--- RECORDED DATA ---
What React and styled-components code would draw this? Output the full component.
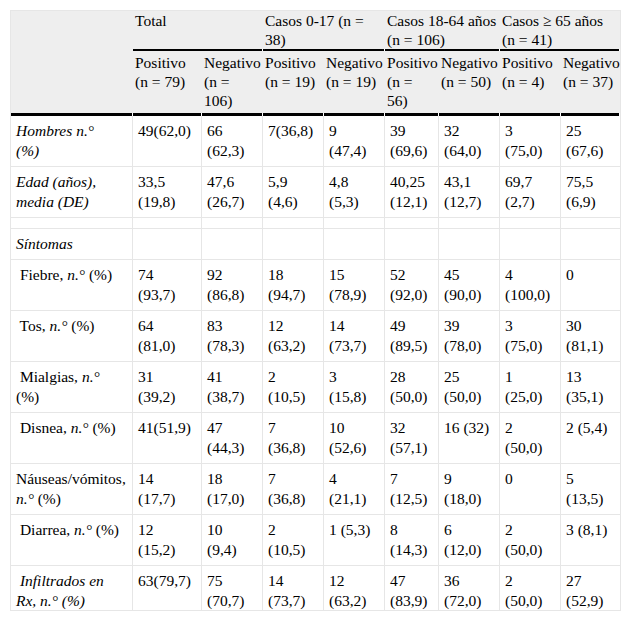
import React from "react";
import styled, { createGlobalStyle } from "styled-components";

const GlobalStyle = createGlobalStyle`
    body {
        margin: 0;
        background: #fff;
    }
`;

const widths = [122, 69, 61, 61, 61, 54, 61, 61, 59];

const groups = [
    { label: "Total", span: 2 },
    { label: "Casos 0-17 (n =\n38)", span: 2 },
    { label: "Casos 18-64 años\n(n = 106)", span: 2 },
    { label: "Casos ≥ 65 años\n(n = 41)", span: 2 },
];

const subHeads = [
    "Positivo\n(n = 79)",
    "Negativo\n(n =\n106)",
    "Positivo\n(n = 19)",
    "Negativo\n(n = 19)",
    "Positivo\n(n =\n56)",
    "Negativo\n(n = 50)",
    "Positivo\n(n = 4)",
    "Negativo\n(n = 37)",
];

const rows = [
    {
        label: <Em>{"Hombres n.°\n(%)"}</Em>,
        values: ["49(62,0)", "66\n(62,3)", "7(36,8)", "9\n(47,4)", "39\n(69,6)", "32\n(64,0)", "3\n(75,0)", "25\n(67,6)"],
    },
    {
        label: <Em>{"Edad (años),\nmedia (DE)"}</Em>,
        values: ["33,5\n(19,8)", "47,6\n(26,7)", "5,9\n(4,6)", "4,8\n(5,3)", "40,25\n(12,1)", "43,1\n(12,7)", "69,7\n(2,7)", "75,5\n(6,9)"],
    },
    { label: null, values: ["", "", "", "", "", "", "", ""] },
    { label: <Em>Síntomas</Em>, values: ["", "", "", "", "", "", "", ""] },
    {
        label: <>{" Fiebre, "}<Em>n.°</Em>{" (%)"}</>,
        values: ["74\n(93,7)", "92\n(86,8)", "18\n(94,7)", "15\n(78,9)", "52\n(92,0)", "45\n(90,0)", "4\n(100,0)", "0"],
    },
    {
        label: <>{" Tos, "}<Em>n.°</Em>{" (%)"}</>,
        values: ["64\n(81,0)", "83\n(78,3)", "12\n(63,2)", "14\n(73,7)", "49\n(89,5)", "39\n(78,0)", "3\n(75,0)", "30\n(81,1)"],
    },
    {
        label: <>{" Mialgias, "}<Em>n.°</Em>{"\n(%)"}</>,
        values: ["31\n(39,2)", "41\n(38,7)", "2\n(10,5)", "3\n(15,8)", "28\n(50,0)", "25\n(50,0)", "1\n(25,0)", "13\n(35,1)"],
    },
    {
        label: <>{" Disnea, "}<Em>n.°</Em>{" (%)"}</>,
        values: ["41(51,9)", "47\n(44,3)", "7\n(36,8)", "10\n(52,6)", "32\n(57,1)", "16 (32)", "2\n(50,0)", "2 (5,4)"],
    },
    {
        label: <>{"Náuseas/vómitos,\n"}<Em>n.°</Em>{" (%)"}</>,
        values: ["14\n(17,7)", "18\n(17,0)", "7\n(36,8)", "4\n(21,1)", "7\n(12,5)", "9\n(18,0)", "0", "5\n(13,5)"],
    },
    {
        label: <>{" Diarrea, "}<Em>n.°</Em>{" (%)"}</>,
        values: ["12\n(15,2)", "10\n(9,4)", "2\n(10,5)", "1 (5,3)", "8\n(14,3)", "6\n(12,0)", "2\n(50,0)", "3 (8,1)"],
    },
    {
        label: <Em>{" Infiltrados en\nRx, n.° (%)"}</Em>,
        values: ["63(79,7)", "75\n(70,7)", "14\n(73,7)", "12\n(63,2)", "47\n(83,9)", "36\n(72,0)", "2\n(50,0)", "27\n(52,9)"],
    },
];

const App = () => {
    return (
        <>
            <GlobalStyle />
            <Page>
                <Frame>
                    <Table>
                        <colgroup>
                            {widths.map((w, i) => (
                                <col key={i} style={{ width: w }} />
                            ))}
                        </colgroup>
                        <thead>
                            <tr>
                                <HeadCell rowSpan={2} $line={3} $top={false} />
                                {groups.map((g, i) => (
                                    <HeadCell key={i} colSpan={g.span} $line={2} $top={true}>
                                        {g.label}
                                    </HeadCell>
                                ))}
                            </tr>
                            <tr>
                                {subHeads.map((h, i) => (
                                    <HeadCell key={i} $line={3} $top={false}>
                                        {h}
                                    </HeadCell>
                                ))}
                            </tr>
                        </thead>
                        <tbody>
                            {rows.map((r, i) => (
                                <tr key={i}>
                                    <Cell>{r.label}</Cell>
                                    {r.values.map((v, j) => (
                                        <Cell key={j} $last={j === r.values.length - 1}>
                                            {v}
                                        </Cell>
                                    ))}
                                </tr>
                            ))}
                        </tbody>
                    </Table>
                </Frame>
            </Page>
        </>
    );
};

export default App;

function Em({ children }) {
    return <Italic>{children}</Italic>;
}

const Page = styled.div`
    padding: 10px 0 0 10px;
    font-family: "Liberation Serif", "Times New Roman", serif;
    font-size: 15.5px;
    color: #000;
`

const Frame = styled.div`
    width: 611px;
    height: 601px;
    box-sizing: border-box;
    border: 1px solid #e6e6e6;
    overflow: hidden;
`

const Table = styled.table`
    width: 609px;
    table-layout: fixed;
    border-collapse: separate;
    border-spacing: 0;
`

const HeadCell = styled.th`
    padding: ${(p) => (p.$top ? "0 2px 2px" : "2px 2px 6px")};
    font-weight: normal;
    text-align: left;
    vertical-align: top;
    line-height: 19px;
    white-space: pre;
    background:
        linear-gradient(#000, #000) left bottom / calc(100% - 1px) ${(p) => p.$line}px no-repeat,
        linear-gradient(#fff, #fff) right bottom / 1px ${(p) => p.$line}px no-repeat,
        #eeeeee;
`

const Cell = styled.td`
    padding: 5px 5px;
    text-align: left;
    vertical-align: top;
    line-height: 20px;
    white-space: pre;
    border-bottom: 1px solid #e6e6e6;
    border-right: ${(p) => (p.$last ? "none" : "1px solid #e6e6e6")};
`

const Italic = styled.i`
    font-style: italic;
`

--- REQUIRED WORK ---
Retype the listing exactly. Pictures do not belong in the copy.

--- SOLUTION TO THIS EXERCISE ---
What React and styled-components code would draw this? Output the full component.
import React from "react";
import styled, { createGlobalStyle } from "styled-components";

const GlobalStyle = createGlobalStyle`
    body {
        margin: 0;
        background: #fff;
    }
`;

const widths = [122, 69, 61, 61, 61, 54, 61, 61, 59];

const groups = [
    { label: "Total", span: 2 },
    { label: "Casos 0-17 (n =\n38)", span: 2 },
    { label: "Casos 18-64 años\n(n = 106)", span: 2 },
    { label: "Casos ≥ 65 años\n(n = 41)", span: 2 },
];

const subHeads = [
    "Positivo\n(n = 79)",
    "Negativo\n(n =\n106)",
    "Positivo\n(n = 19)",
    "Negativo\n(n = 19)",
    "Positivo\n(n =\n56)",
    "Negativo\n(n = 50)",
    "Positivo\n(n = 4)",
    "Negativo\n(n = 37)",
];

const rows = [
    {
        label: <Em>{"Hombres n.°\n(%)"}</Em>,
        values: ["49(62,0)", "66\n(62,3)", "7(36,8)", "9\n(47,4)", "39\n(69,6)", "32\n(64,0)", "3\n(75,0)", "25\n(67,6)"],
    },
    {
        label: <Em>{"Edad (años),\nmedia (DE)"}</Em>,
        values: ["33,5\n(19,8)", "47,6\n(26,7)", "5,9\n(4,6)", "4,8\n(5,3)", "40,25\n(12,1)", "43,1\n(12,7)", "69,7\n(2,7)", "75,5\n(6,9)"],
    },
    { label: null, values: ["", "", "", "", "", "", "", ""] },
    { label: <Em>Síntomas</Em>, values: ["", "", "", "", "", "", "", ""] },
    {
        label: <>{" Fiebre, "}<Em>n.°</Em>{" (%)"}</>,
        values: ["74\n(93,7)", "92\n(86,8)", "18\n(94,7)", "15\n(78,9)", "52\n(92,0)", "45\n(90,0)", "4\n(100,0)", "0"],
    },
    {
        label: <>{" Tos, "}<Em>n.°</Em>{" (%)"}</>,
        values: ["64\n(81,0)", "83\n(78,3)", "12\n(63,2)", "14\n(73,7)", "49\n(89,5)", "39\n(78,0)", "3\n(75,0)", "30\n(81,1)"],
    },
    {
        label: <>{" Mialgias, "}<Em>n.°</Em>{"\n(%)"}</>,
        values: ["31\n(39,2)", "41\n(38,7)", "2\n(10,5)", "3\n(15,8)", "28\n(50,0)", "25\n(50,0)", "1\n(25,0)", "13\n(35,1)"],
    },
    {
        label: <>{" Disnea, "}<Em>n.°</Em>{" (%)"}</>,
        values: ["41(51,9)", "47\n(44,3)", "7\n(36,8)", "10\n(52,6)", "32\n(57,1)", "16 (32)", "2\n(50,0)", "2 (5,4)"],
    },
    {
        label: <>{"Náuseas/vómitos,\n"}<Em>n.°</Em>{" (%)"}</>,
        values: ["14\n(17,7)", "18\n(17,0)", "7\n(36,8)", "4\n(21,1)", "7\n(12,5)", "9\n(18,0)", "0", "5\n(13,5)"],
    },
    {
        label: <>{" Diarrea, "}<Em>n.°</Em>{" (%)"}</>,
        values: ["12\n(15,2)", "10\n(9,4)", "2\n(10,5)", "1 (5,3)", "8\n(14,3)", "6\n(12,0)", "2\n(50,0)", "3 (8,1)"],
    },
    {
        label: <Em>{" Infiltrados en\nRx, n.° (%)"}</Em>,
        values: ["63(79,7)", "75\n(70,7)", "14\n(73,7)", "12\n(63,2)", "47\n(83,9)", "36\n(72,0)", "2\n(50,0)", "27\n(52,9)"],
    },
];

const App = () => {
    return (
        <>
            <GlobalStyle />
            <Page>
                <Frame>
                    <Table>
                        <colgroup>
                            {widths.map((w, i) => (
                                <col key={i} style={{ width: w }} />
                            ))}
                        </colgroup>
                        <thead>
                            <tr>
                                <HeadCell rowSpan={2} $line={3} $top={false} />
                                {groups.map((g, i) => (
                                    <HeadCell key={i} colSpan={g.span} $line={2} $top={true}>
                                        {g.label}
                                    </HeadCell>
                                ))}
                            </tr>
                            <tr>
                                {subHeads.map((h, i) => (
                                    <HeadCell key={i} $line={3} $top={false}>
                                        {h}
                                    </HeadCell>
                                ))}
                            </tr>
                        </thead>
                        <tbody>
                            {rows.map((r, i) => (
                                <tr key={i}>
                                    <Cell>{r.label}</Cell>
                                    {r.values.map((v, j) => (
                                        <Cell key={j} $last={j === r.values.length - 1}>
                                            {v}
                                        </Cell>
                                    ))}
                                </tr>
                            ))}
                        </tbody>
                    </Table>
                </Frame>
            </Page>
        </>
    );
};

export default App;

function Em({ children }) {
    return <Italic>{children}</Italic>;
}

const Page = styled.div`
    padding: 10px 0 0 10px;
    font-family: "Liberation Serif", "Times New Roman", serif;
    font-size: 15.5px;
    color: #000;
`

const Frame = styled.div`
    width: 611px;
    height: 601px;
    box-sizing: border-box;
    border: 1px solid #e6e6e6;
    overflow: hidden;
`

const Table = styled.table`
    width: 609px;
    table-layout: fixed;
    border-collapse: separate;
    border-spacing: 0;
`

const HeadCell = styled.th`
    padding: ${(p) => (p.$top ? "0 2px 2px" : "2px 2px 6px")};
    font-weight: normal;
    text-align: left;
    vertical-align: top;
    line-height: 19px;
    white-space: pre;
    background:
        linear-gradient(#000, #000) left bottom / calc(100% - 1px) ${(p) => p.$line}px no-repeat,
        linear-gradient(#fff, #fff) right bottom / 1px ${(p) => p.$line}px no-repeat,
        #eeeeee;
`

const Cell = styled.td`
    padding: 5px 5px;
    text-align: left;
    vertical-align: top;
    line-height: 20px;
    white-space: pre;
    border-bottom: 1px solid #e6e6e6;
    border-right: ${(p) => (p.$last ? "none" : "1px solid #e6e6e6")};
`

const Italic = styled.i`
    font-style: italic;
`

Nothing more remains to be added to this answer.